Book Review: ‘Apes and Angels’ by Ben Bova

Ben Bova (Credit: Ed Chappell)

‘Apes and Angels’ is the third novel in a series by the well known Science Fiction author Ben Bova. Beginning with ‘New Earth’ the saga continued with ‘Death Wave’ (Which I reviewed in my post of 31May2017) and will continue after ‘Apes and Angels’ with a fourth novel ‘Survival’.

Apes and Angels Cover (Credit: Goodreads)

Let me give you a bit of the background leading up to ‘Apes and Angels’. In ‘New Earth’ a starship voyages to the star Sirius where the crew discovers a planet inhabited by both super-Intelligent machines called Predecessors and human beings whom the machines had brought to Sirius. The machines inform the crew that the black hole at the center of our galaxy has erupted in a powerful burst of gamma rays that will kill all unprotected life in the galaxy. The machines give the starship’s crew the technology necessary to protect Earth in exchange for a promise that humanity will travel to other star systems in our section of the galaxy in order to protect the more primitive civilizations inhabiting those stars.

In “Death Wave’ the starship crew has returned to Earth and informed the government of the approaching gamma radiation. However, since the deadly radiation won’t reach our solar system for another two thousand years the politicians ruling Earth are in no hurry to protect the planet and as far as saving alien cultures is concerned, well let’s just say they’re not interested at all. The spacefarers have to directly convince the people of Earth in order to force the politicians to begin the massive effort to build starships to journey to the other stars threatened by the gamma radiation.

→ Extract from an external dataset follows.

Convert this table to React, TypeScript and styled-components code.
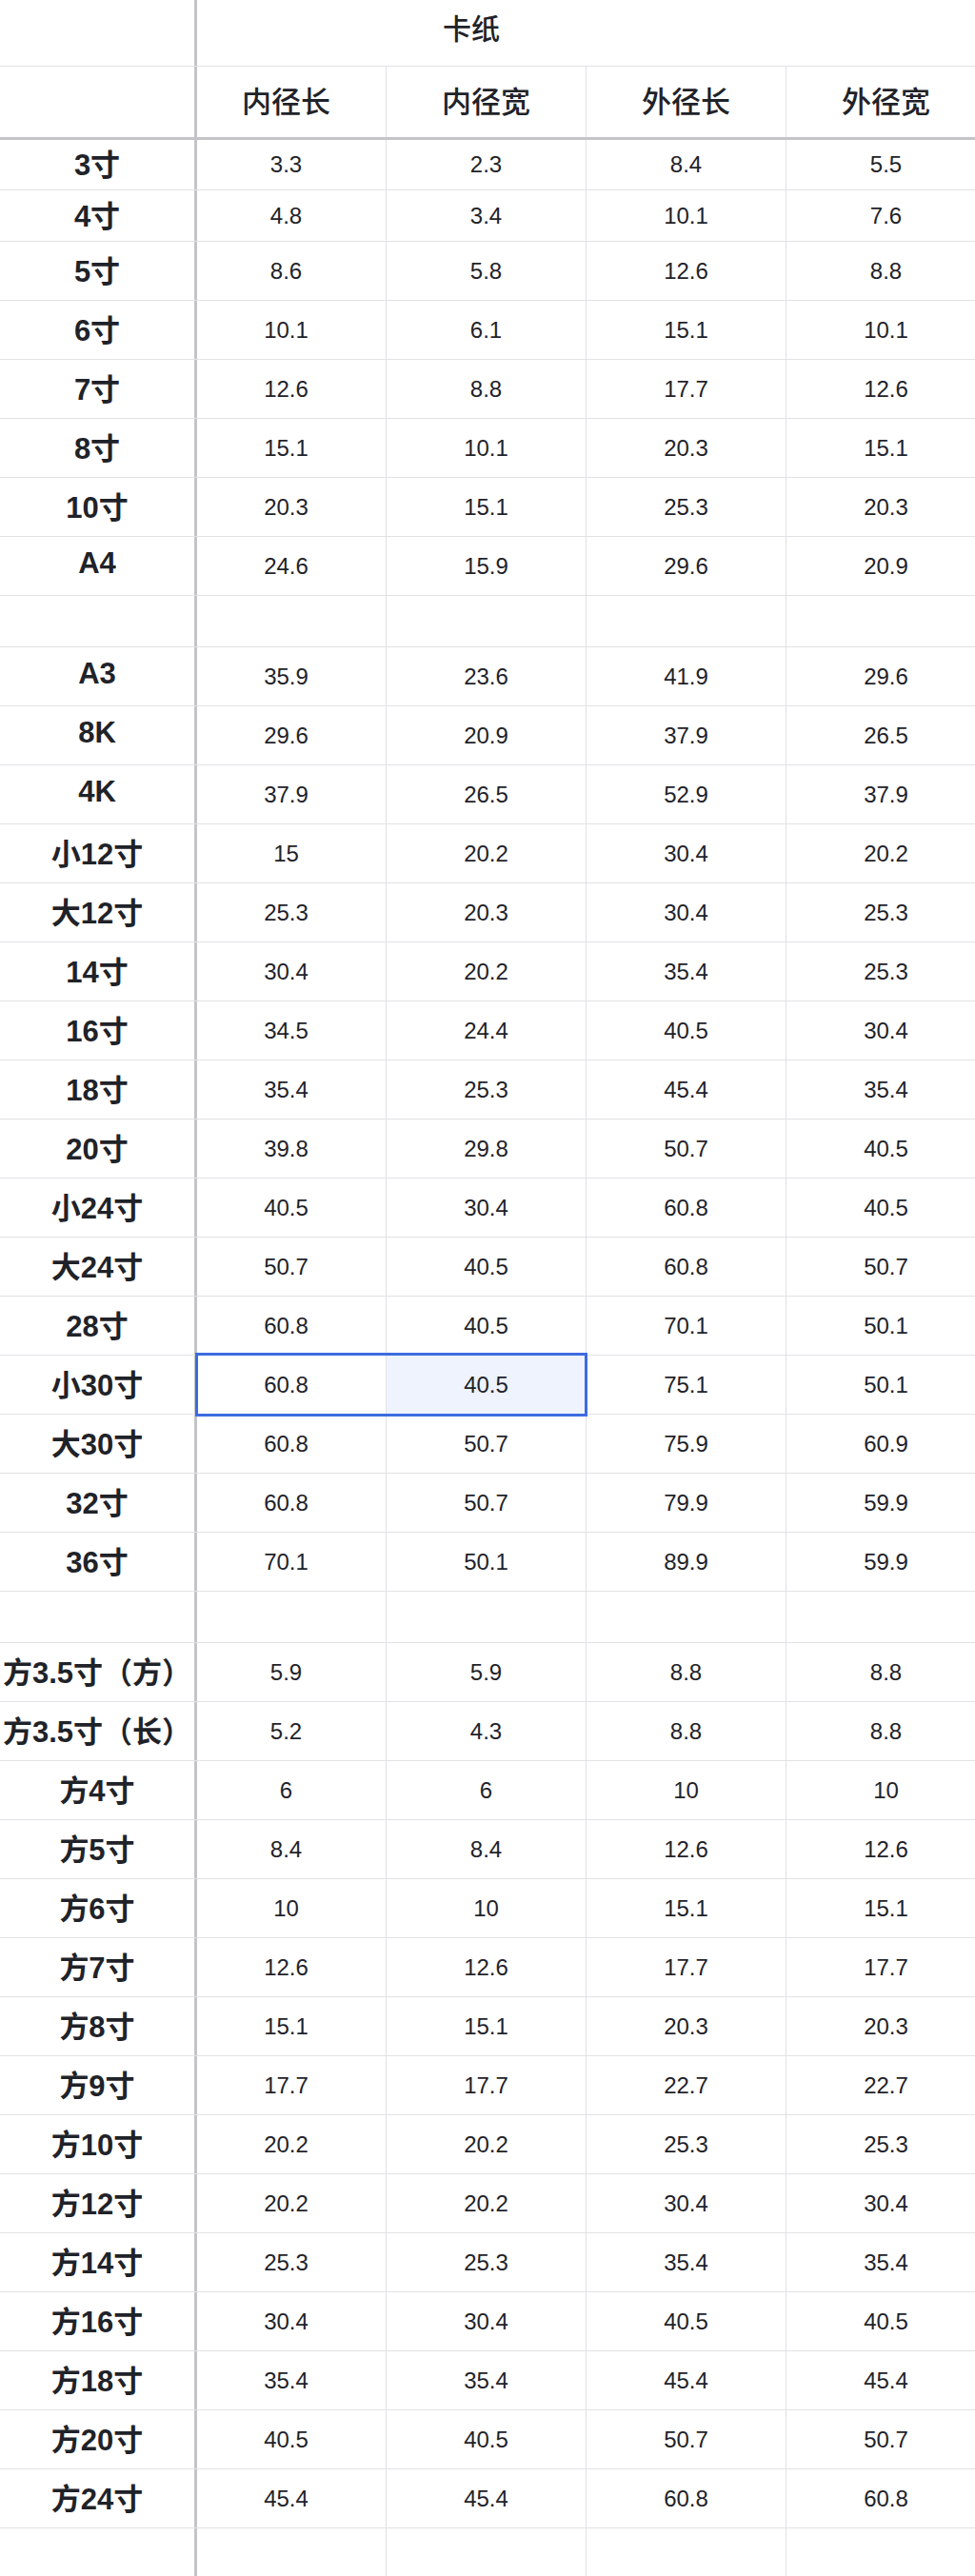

‘Apes and Angels’ then begins with the starship Odysseus arriving at the star Mithra, named for the ancient Persian man-god. Mithra possesses two planets that contain life. Mithra-alpha, closest to the star, has octopus like creatures that make noises to each other and who may be intelligent. Planet gamma has two-armed, two-legged creatures that live in primitive villages who definitely are intelligent.

The expedition to Mithra is led by Adrian Kosoff, a scientist turned bureaucrat who wants to run the mission like a military unit, everybody knowing and doing their job and following, if not orders at least instructions. Kosoff is ambitious and by being the man in charge hopes to get credit for the mission’s success and discoveries.

Kosoff’s nemesis is Brad MacDaniels, a young anthropologist who follows his intuition and likes to break the rules. Much of the plot of ‘Apes and Angels’ revolves around the conflict; non-violent I hasten to add, between these two men.

Of course this is a setup of the usual conflict between generations, between the methodical plodder and the hunch taker, between the tried and true and the new and novel. In my opinion Ben Bova leans a little to heavy on the side of MacDaniels. The younger man’s intuition is always right and he always gets the better of Kosoff.

Better handled is the mystery of the Mithra solar system. As soon as the Odysseus arrives it is quickly realized that the alignment of the planets is not stable. The planet alpha is so close to its sun that it is boiling away while gamma comes so close to beta every 60 years that they will collide within the next million years. The astrophysicists in the Odysseus’ crew determine that something, or someone has disrupted this solar system within the last 100,000 years.

I don’t want to give away too much of the plot details so I think I’ll leave it there. The story will continue in the next installment, ‘Survival’ so don’t expect all of the answers. Like all of Ben Bova’s novels ‘Apes and Angles’ was both enjoyable and a quick read but it is just an installment in a larger work. When I finish reading ‘Survival’ I’ll let you know how everything works out.